Sementara terhadap para calon yang belum berstatus tersangka atau telah menjalani hukuman terkait perkara korupsi, menurut Syaiful, menjadi tugas KPU untuk mencegah mereka mengikuti pilkada.
"Ini bukan persoalan tidak menghargai hak politik seseorang, namun ini soal moral, soal komitmen antikorupsi. Apalagi hukuman terhadap koruptor selama ini terbukti tidak menimbulkan efek jera," katanya.
Syaiful tidak sependapat jika urusan moral terkait pilkada diserahkan sepenuhnya kepada masyarakat. Sebab, lanjutnya, dalam banyak kasus terbukti kekuatan modal menjadi faktor penentu kemenangan di dalam pilkada.

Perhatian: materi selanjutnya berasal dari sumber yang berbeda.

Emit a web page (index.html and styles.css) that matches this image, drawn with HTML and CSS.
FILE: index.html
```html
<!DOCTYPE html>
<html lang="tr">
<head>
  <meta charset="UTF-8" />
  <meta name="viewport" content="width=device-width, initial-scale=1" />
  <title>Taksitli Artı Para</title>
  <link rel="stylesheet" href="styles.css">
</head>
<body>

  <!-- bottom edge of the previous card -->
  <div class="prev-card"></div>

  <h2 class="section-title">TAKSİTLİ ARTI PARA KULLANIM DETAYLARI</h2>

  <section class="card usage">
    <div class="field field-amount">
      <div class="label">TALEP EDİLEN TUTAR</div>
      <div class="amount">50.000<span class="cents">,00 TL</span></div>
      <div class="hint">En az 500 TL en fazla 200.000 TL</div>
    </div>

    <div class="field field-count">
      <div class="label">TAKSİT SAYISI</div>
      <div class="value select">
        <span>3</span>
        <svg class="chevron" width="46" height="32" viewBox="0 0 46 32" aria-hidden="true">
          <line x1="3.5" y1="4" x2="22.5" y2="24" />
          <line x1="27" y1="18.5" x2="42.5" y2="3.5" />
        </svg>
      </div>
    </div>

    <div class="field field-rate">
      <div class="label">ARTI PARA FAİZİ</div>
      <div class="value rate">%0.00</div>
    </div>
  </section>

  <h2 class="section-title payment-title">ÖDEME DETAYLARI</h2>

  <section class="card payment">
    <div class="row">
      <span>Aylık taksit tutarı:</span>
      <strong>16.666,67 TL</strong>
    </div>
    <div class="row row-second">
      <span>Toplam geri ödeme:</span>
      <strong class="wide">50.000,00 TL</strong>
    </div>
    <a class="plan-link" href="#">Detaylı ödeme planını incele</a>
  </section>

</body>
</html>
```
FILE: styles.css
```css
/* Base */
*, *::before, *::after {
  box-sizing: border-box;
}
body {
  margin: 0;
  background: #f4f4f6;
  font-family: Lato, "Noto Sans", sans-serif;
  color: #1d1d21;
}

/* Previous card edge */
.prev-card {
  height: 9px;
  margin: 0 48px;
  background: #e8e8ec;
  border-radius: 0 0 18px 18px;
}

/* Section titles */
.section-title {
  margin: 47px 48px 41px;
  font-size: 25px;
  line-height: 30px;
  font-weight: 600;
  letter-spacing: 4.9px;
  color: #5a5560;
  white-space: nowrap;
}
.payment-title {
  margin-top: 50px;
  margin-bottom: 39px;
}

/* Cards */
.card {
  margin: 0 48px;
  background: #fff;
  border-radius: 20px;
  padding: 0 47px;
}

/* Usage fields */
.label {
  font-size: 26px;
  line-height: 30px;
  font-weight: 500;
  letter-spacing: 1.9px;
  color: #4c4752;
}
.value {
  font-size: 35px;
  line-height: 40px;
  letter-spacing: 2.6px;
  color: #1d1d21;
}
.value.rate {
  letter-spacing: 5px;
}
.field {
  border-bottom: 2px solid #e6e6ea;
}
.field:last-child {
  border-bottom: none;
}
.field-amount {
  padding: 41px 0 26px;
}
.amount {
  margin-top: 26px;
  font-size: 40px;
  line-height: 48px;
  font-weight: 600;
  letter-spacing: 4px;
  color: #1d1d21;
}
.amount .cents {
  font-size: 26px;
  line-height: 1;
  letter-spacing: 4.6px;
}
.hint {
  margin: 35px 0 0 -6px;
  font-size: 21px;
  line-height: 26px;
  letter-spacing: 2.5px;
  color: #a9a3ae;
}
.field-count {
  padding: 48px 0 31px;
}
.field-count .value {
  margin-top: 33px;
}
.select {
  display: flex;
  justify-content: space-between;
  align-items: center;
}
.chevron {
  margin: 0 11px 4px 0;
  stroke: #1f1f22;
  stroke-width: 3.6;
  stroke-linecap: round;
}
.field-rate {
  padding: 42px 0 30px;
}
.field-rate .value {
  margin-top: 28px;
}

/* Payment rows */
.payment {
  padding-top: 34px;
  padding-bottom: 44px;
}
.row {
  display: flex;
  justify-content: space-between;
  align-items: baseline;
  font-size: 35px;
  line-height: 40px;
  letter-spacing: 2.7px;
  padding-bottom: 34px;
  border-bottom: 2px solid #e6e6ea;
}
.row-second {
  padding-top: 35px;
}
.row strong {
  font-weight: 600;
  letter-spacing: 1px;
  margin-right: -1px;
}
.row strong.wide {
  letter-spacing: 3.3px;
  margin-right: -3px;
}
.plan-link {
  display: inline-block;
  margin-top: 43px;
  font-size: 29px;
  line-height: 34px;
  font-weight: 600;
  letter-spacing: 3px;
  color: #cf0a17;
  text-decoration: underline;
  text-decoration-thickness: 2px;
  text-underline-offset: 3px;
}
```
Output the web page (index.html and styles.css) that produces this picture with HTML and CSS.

"Masyarakat kita masih banyak yang miskin. Kekuatan uang kebanyakan terbukti menjadi faktor penentu kemenangan," katanya.
Pada 2010, setidaknya akan berlangsung pilkada di 246 daerah, tujuh di antaranya tingkat provinsi atau pemilihan gubernur dan wakil gubernur. Sebagaimana diberitakan media massa, sejumlah tokoh yang sedang atau pernah bermasalah korupsi hendak mengikuti pilkada tersebut.